1943 painting by Laura Knight

Take Off is an oil-on-canvas painting by English artist Laura Knight, created in 1943. It is one of the several works that she made when she was one of the British official war artists during the Second World War. It is held at the Imperial War Museum, in London.

==Description==
The painting depicts the interior of a British Short Stirling bomber of the Royal Air Force. Inside the plane there are four of the seven crew members, who are preparing for take off before another night raid on Nazi Germany during the Second World War. Two pilots sit in the cockpit, while a navigator studies his maps, and in the foreground a flight sergeant turns a knob on the wireless device.
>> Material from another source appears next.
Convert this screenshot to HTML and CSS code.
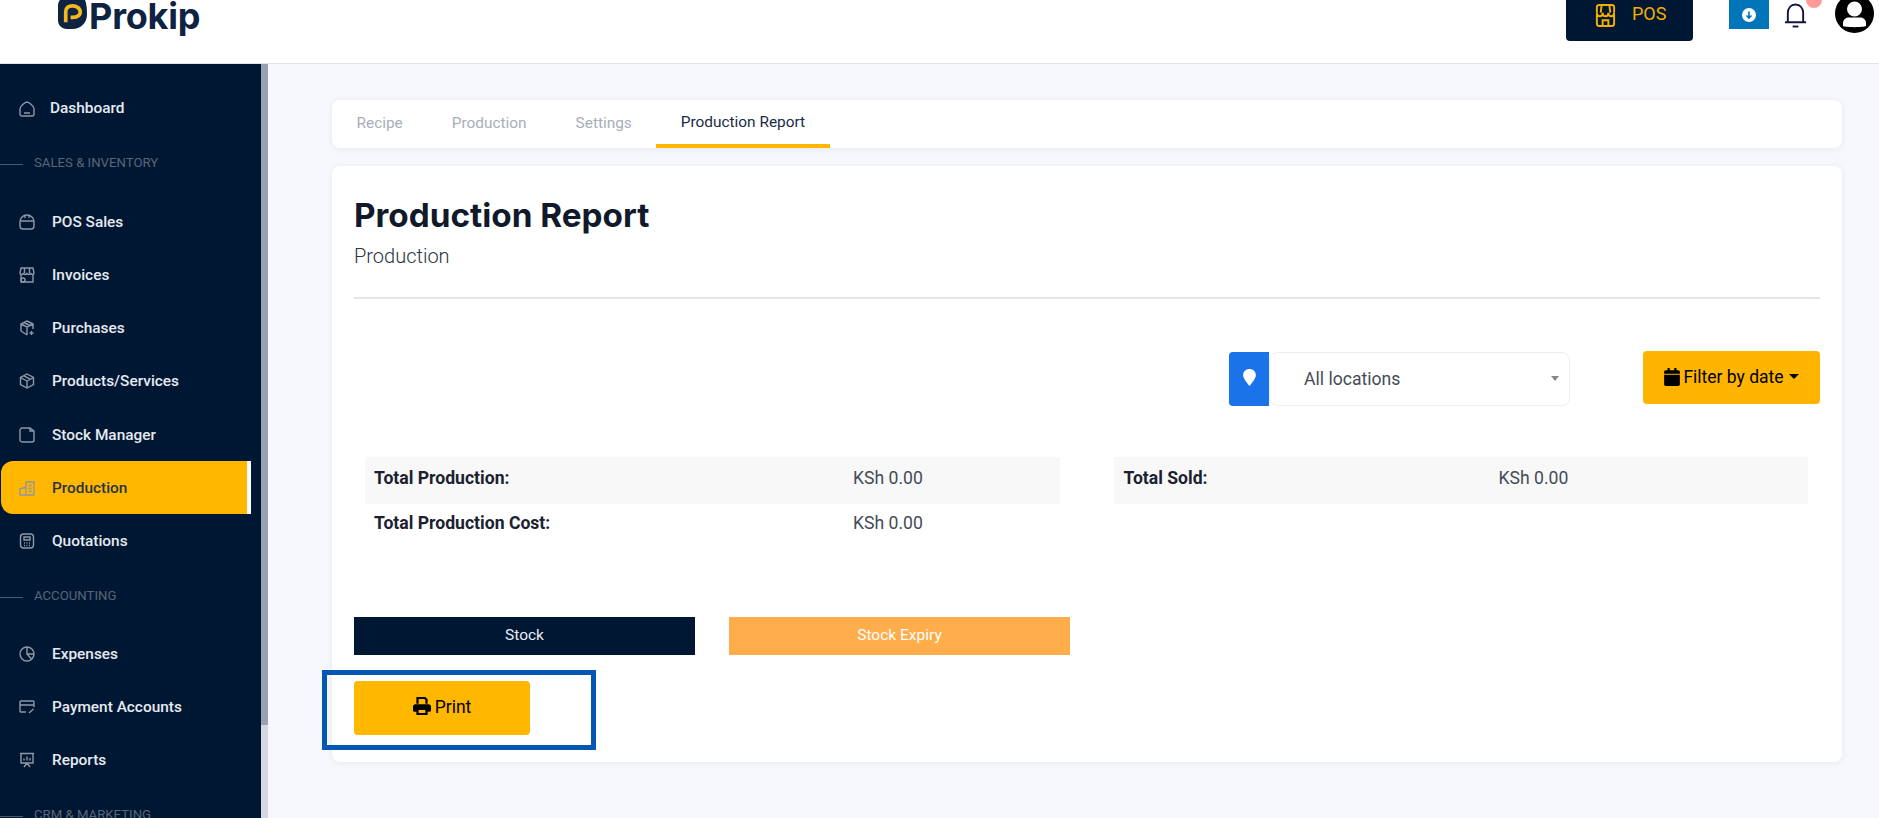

The painter, Laura Knight, developed a long and accurate investigation in order to create this work: she later stated that this painting had been the most difficult task she had done so far in the war. She worked in the RAF Mildenhall and lived in the WAAF Officers' Mess for several months while working on the painting. She was also given an obsolete Stirling for preparation. The completed painting depicts in a faithful and detailed manner the moment of preparation for the take-off of the British crew, which is concentrating in their next mission. The realism of the painting gives it a photographic feeling. The navigator of the scene, Raymond Frankish Escreet, would be killed in action and his mother received a reproduction of this picture as a memento.